## Given task
Leave out the pictures; transcribe all else exactly.

>> begin

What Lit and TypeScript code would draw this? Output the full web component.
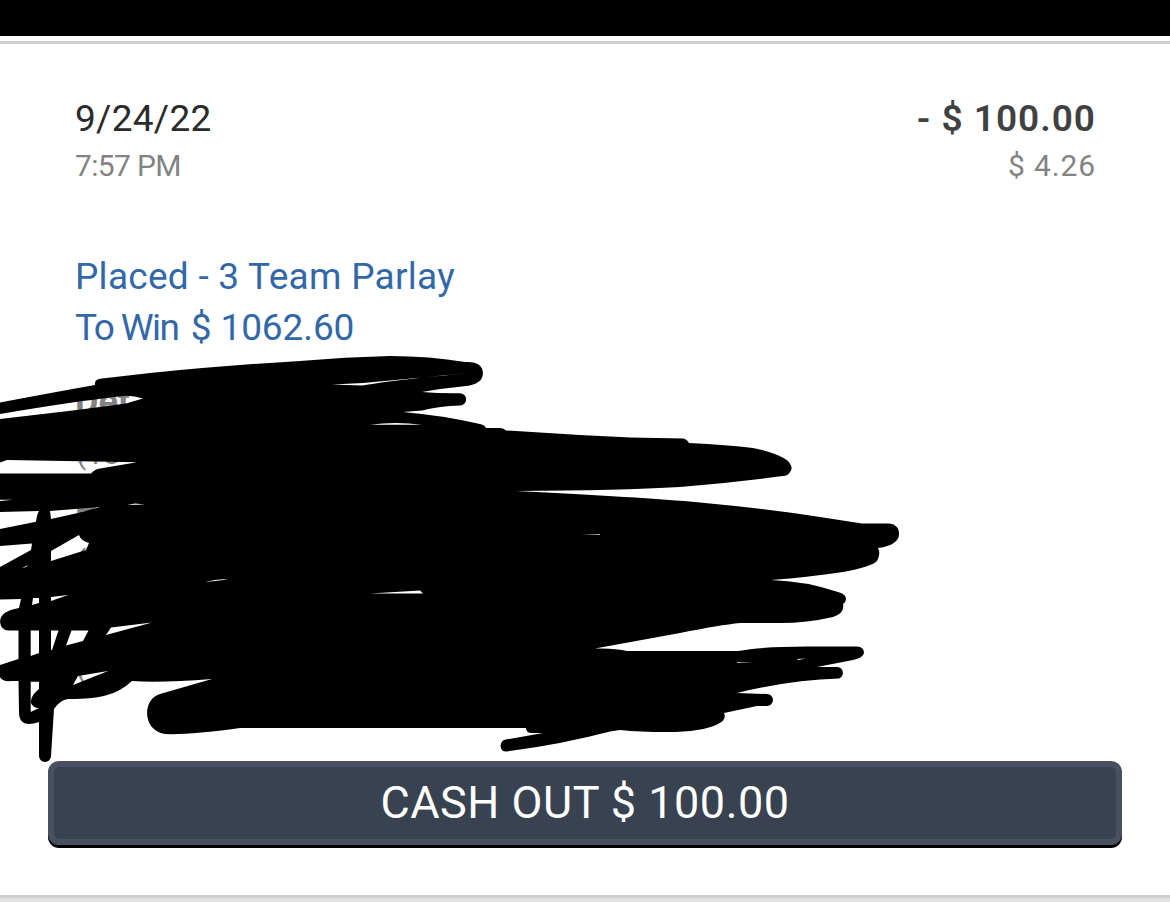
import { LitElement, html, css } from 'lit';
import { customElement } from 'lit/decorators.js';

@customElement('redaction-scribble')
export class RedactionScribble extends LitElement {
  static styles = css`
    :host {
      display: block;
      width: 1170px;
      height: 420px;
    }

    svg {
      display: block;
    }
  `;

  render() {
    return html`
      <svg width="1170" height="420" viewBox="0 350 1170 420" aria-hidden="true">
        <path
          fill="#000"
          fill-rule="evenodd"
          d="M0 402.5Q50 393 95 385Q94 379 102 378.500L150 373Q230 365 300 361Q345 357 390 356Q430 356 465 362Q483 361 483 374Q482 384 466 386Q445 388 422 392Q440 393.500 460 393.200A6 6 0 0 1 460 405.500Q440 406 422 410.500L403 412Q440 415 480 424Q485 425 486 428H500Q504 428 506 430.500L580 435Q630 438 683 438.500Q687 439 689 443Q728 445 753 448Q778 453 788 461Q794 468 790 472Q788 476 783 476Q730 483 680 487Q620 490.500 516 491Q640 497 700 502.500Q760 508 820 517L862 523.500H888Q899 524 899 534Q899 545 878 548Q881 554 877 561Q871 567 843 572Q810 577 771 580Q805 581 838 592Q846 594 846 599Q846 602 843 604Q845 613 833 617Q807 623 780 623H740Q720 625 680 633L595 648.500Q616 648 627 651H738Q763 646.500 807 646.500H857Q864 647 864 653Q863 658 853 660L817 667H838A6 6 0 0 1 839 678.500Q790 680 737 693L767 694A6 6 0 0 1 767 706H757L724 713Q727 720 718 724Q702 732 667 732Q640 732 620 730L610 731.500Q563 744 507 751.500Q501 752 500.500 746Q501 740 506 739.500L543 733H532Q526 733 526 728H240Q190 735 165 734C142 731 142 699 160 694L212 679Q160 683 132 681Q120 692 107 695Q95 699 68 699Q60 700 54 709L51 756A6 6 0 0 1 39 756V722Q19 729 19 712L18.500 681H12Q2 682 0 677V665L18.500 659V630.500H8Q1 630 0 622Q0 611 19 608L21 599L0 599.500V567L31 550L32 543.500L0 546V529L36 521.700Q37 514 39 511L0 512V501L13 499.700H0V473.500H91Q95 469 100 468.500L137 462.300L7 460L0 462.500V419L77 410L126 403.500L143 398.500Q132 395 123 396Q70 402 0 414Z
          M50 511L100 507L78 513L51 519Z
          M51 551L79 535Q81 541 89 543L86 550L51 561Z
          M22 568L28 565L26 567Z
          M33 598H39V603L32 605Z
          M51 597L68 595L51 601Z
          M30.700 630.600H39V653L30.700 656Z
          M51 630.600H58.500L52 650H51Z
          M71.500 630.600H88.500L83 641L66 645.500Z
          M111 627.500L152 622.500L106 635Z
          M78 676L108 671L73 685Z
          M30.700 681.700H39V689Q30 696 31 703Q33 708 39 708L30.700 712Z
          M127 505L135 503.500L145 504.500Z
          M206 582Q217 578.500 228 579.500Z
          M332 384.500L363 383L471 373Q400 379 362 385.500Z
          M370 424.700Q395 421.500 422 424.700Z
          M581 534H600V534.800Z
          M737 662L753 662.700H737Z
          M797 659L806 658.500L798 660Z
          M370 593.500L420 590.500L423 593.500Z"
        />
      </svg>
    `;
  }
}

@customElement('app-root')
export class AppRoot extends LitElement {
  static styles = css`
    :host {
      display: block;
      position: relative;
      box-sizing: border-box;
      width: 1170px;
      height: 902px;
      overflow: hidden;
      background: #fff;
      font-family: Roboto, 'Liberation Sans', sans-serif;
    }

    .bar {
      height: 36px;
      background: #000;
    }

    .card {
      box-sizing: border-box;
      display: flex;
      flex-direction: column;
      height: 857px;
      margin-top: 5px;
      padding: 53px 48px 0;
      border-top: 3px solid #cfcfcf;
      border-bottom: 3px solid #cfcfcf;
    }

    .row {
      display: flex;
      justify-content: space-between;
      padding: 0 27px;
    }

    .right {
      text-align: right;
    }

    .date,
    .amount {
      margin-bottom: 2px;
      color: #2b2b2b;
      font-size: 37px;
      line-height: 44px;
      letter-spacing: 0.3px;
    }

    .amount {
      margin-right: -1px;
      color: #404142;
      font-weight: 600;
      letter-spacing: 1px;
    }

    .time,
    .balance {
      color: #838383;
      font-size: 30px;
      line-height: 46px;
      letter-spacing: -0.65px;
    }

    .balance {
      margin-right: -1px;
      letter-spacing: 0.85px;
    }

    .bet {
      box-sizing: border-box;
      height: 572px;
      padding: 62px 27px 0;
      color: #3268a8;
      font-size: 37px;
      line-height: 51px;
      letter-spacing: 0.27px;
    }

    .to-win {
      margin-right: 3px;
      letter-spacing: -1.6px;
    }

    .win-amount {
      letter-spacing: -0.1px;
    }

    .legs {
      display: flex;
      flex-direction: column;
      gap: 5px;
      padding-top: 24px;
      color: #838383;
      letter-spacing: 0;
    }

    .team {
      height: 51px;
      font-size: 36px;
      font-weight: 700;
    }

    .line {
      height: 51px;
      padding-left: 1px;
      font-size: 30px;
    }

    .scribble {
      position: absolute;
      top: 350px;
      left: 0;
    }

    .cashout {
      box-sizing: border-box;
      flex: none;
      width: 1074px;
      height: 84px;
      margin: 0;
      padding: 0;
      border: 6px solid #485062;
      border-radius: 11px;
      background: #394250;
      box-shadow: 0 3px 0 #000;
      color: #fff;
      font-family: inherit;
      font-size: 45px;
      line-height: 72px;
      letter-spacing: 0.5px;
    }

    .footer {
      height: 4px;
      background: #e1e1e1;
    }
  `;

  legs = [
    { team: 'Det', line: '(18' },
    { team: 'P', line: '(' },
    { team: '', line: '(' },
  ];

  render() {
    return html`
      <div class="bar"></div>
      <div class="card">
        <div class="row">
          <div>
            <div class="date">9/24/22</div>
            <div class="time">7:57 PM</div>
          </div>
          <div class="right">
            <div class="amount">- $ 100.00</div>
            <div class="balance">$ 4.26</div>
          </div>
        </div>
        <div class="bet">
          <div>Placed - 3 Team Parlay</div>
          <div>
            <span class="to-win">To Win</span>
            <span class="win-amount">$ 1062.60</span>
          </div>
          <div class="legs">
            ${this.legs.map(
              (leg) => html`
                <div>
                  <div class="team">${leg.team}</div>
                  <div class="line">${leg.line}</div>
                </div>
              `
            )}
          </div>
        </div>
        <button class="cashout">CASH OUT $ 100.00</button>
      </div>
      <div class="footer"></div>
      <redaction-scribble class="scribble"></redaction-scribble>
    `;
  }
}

>> end

## Exercise response
What Lit and TypeScript code would draw this? Output the full web component.
import { LitElement, html, css } from 'lit';
import { customElement } from 'lit/decorators.js';

@customElement('redaction-scribble')
export class RedactionScribble extends LitElement {
  static styles = css`
    :host {
      display: block;
      width: 1170px;
      height: 420px;
    }

    svg {
      display: block;
    }
  `;

  render() {
    return html`
      <svg width="1170" height="420" viewBox="0 350 1170 420" aria-hidden="true">
        <path
          fill="#000"
          fill-rule="evenodd"
          d="M0 402.5Q50 393 95 385Q94 379 102 378.500L150 373Q230 365 300 361Q345 357 390 356Q430 356 465 362Q483 361 483 374Q482 384 466 386Q445 388 422 392Q440 393.500 460 393.200A6 6 0 0 1 460 405.500Q440 406 422 410.500L403 412Q440 415 480 424Q485 425 486 428H500Q504 428 506 430.500L580 435Q630 438 683 438.500Q687 439 689 443Q728 445 753 448Q778 453 788 461Q794 468 790 472Q788 476 783 476Q730 483 680 487Q620 490.500 516 491Q640 497 700 502.500Q760 508 820 517L862 523.500H888Q899 524 899 534Q899 545 878 548Q881 554 877 561Q871 567 843 572Q810 577 771 580Q805 581 838 592Q846 594 846 599Q846 602 843 604Q845 613 833 617Q807 623 780 623H740Q720 625 680 633L595 648.500Q616 648 627 651H738Q763 646.500 807 646.500H857Q864 647 864 653Q863 658 853 660L817 667H838A6 6 0 0 1 839 678.500Q790 680 737 693L767 694A6 6 0 0 1 767 706H757L724 713Q727 720 718 724Q702 732 667 732Q640 732 620 730L610 731.500Q563 744 507 751.500Q501 752 500.500 746Q501 740 506 739.500L543 733H532Q526 733 526 728H240Q190 735 165 734C142 731 142 699 160 694L212 679Q160 683 132 681Q120 692 107 695Q95 699 68 699Q60 700 54 709L51 756A6 6 0 0 1 39 756V722Q19 729 19 712L18.500 681H12Q2 682 0 677V665L18.500 659V630.500H8Q1 630 0 622Q0 611 19 608L21 599L0 599.500V567L31 550L32 543.500L0 546V529L36 521.700Q37 514 39 511L0 512V501L13 499.700H0V473.500H91Q95 469 100 468.500L137 462.300L7 460L0 462.500V419L77 410L126 403.500L143 398.500Q132 395 123 396Q70 402 0 414Z
          M50 511L100 507L78 513L51 519Z
          M51 551L79 535Q81 541 89 543L86 550L51 561Z
          M22 568L28 565L26 567Z
          M33 598H39V603L32 605Z
          M51 597L68 595L51 601Z
          M30.700 630.600H39V653L30.700 656Z
          M51 630.600H58.500L52 650H51Z
          M71.500 630.600H88.500L83 641L66 645.500Z
          M111 627.500L152 622.500L106 635Z
          M78 676L108 671L73 685Z
          M30.700 681.700H39V689Q30 696 31 703Q33 708 39 708L30.700 712Z
          M127 505L135 503.500L145 504.500Z
          M206 582Q217 578.500 228 579.500Z
          M332 384.500L363 383L471 373Q400 379 362 385.500Z
          M370 424.700Q395 421.500 422 424.700Z
          M581 534H600V534.800Z
          M737 662L753 662.700H737Z
          M797 659L806 658.500L798 660Z
          M370 593.500L420 590.500L423 593.500Z"
        />
      </svg>
    `;
  }
}

@customElement('app-root')
export class AppRoot extends LitElement {
  static styles = css`
    :host {
      display: block;
      position: relative;
      box-sizing: border-box;
      width: 1170px;
      height: 902px;
      overflow: hidden;
      background: #fff;
      font-family: Roboto, 'Liberation Sans', sans-serif;
    }

    .bar {
      height: 36px;
      background: #000;
    }

    .card {
      box-sizing: border-box;
      display: flex;
      flex-direction: column;
      height: 857px;
      margin-top: 5px;
      padding: 53px 48px 0;
      border-top: 3px solid #cfcfcf;
      border-bottom: 3px solid #cfcfcf;
    }

    .row {
      display: flex;
      justify-content: space-between;
      padding: 0 27px;
    }

    .right {
      text-align: right;
    }

    .date,
    .amount {
      margin-bottom: 2px;
      color: #2b2b2b;
      font-size: 37px;
      line-height: 44px;
      letter-spacing: 0.3px;
    }

    .amount {
      margin-right: -1px;
      color: #404142;
      font-weight: 600;
      letter-spacing: 1px;
    }

    .time,
    .balance {
      color: #838383;
      font-size: 30px;
      line-height: 46px;
      letter-spacing: -0.65px;
    }

    .balance {
      margin-right: -1px;
      letter-spacing: 0.85px;
    }

    .bet {
      box-sizing: border-box;
      height: 572px;
      padding: 62px 27px 0;
      color: #3268a8;
      font-size: 37px;
      line-height: 51px;
      letter-spacing: 0.27px;
    }

    .to-win {
      margin-right: 3px;
      letter-spacing: -1.6px;
    }

    .win-amount {
      letter-spacing: -0.1px;
    }

    .legs {
      display: flex;
      flex-direction: column;
      gap: 5px;
      padding-top: 24px;
      color: #838383;
      letter-spacing: 0;
    }

    .team {
      height: 51px;
      font-size: 36px;
      font-weight: 700;
    }

    .line {
      height: 51px;
      padding-left: 1px;
      font-size: 30px;
    }

    .scribble {
      position: absolute;
      top: 350px;
      left: 0;
    }

    .cashout {
      box-sizing: border-box;
      flex: none;
      width: 1074px;
      height: 84px;
      margin: 0;
      padding: 0;
      border: 6px solid #485062;
      border-radius: 11px;
      background: #394250;
      box-shadow: 0 3px 0 #000;
      color: #fff;
      font-family: inherit;
      font-size: 45px;
      line-height: 72px;
      letter-spacing: 0.5px;
    }

    .footer {
      height: 4px;
      background: #e1e1e1;
    }
  `;

  legs = [
    { team: 'Det', line: '(18' },
    { team: 'P', line: '(' },
    { team: '', line: '(' },
  ];

  render() {
    return html`
      <div class="bar"></div>
      <div class="card">
        <div class="row">
          <div>
            <div class="date">9/24/22</div>
            <div class="time">7:57 PM</div>
          </div>
          <div class="right">
            <div class="amount">- $ 100.00</div>
            <div class="balance">$ 4.26</div>
          </div>
        </div>
        <div class="bet">
          <div>Placed - 3 Team Parlay</div>
          <div>
            <span class="to-win">To Win</span>
            <span class="win-amount">$ 1062.60</span>
          </div>
          <div class="legs">
            ${this.legs.map(
              (leg) => html`
                <div>
                  <div class="team">${leg.team}</div>
                  <div class="line">${leg.line}</div>
                </div>
              `
            )}
          </div>
        </div>
        <button class="cashout">CASH OUT $ 100.00</button>
      </div>
      <div class="footer"></div>
      <redaction-scribble class="scribble"></redaction-scribble>
    `;
  }
}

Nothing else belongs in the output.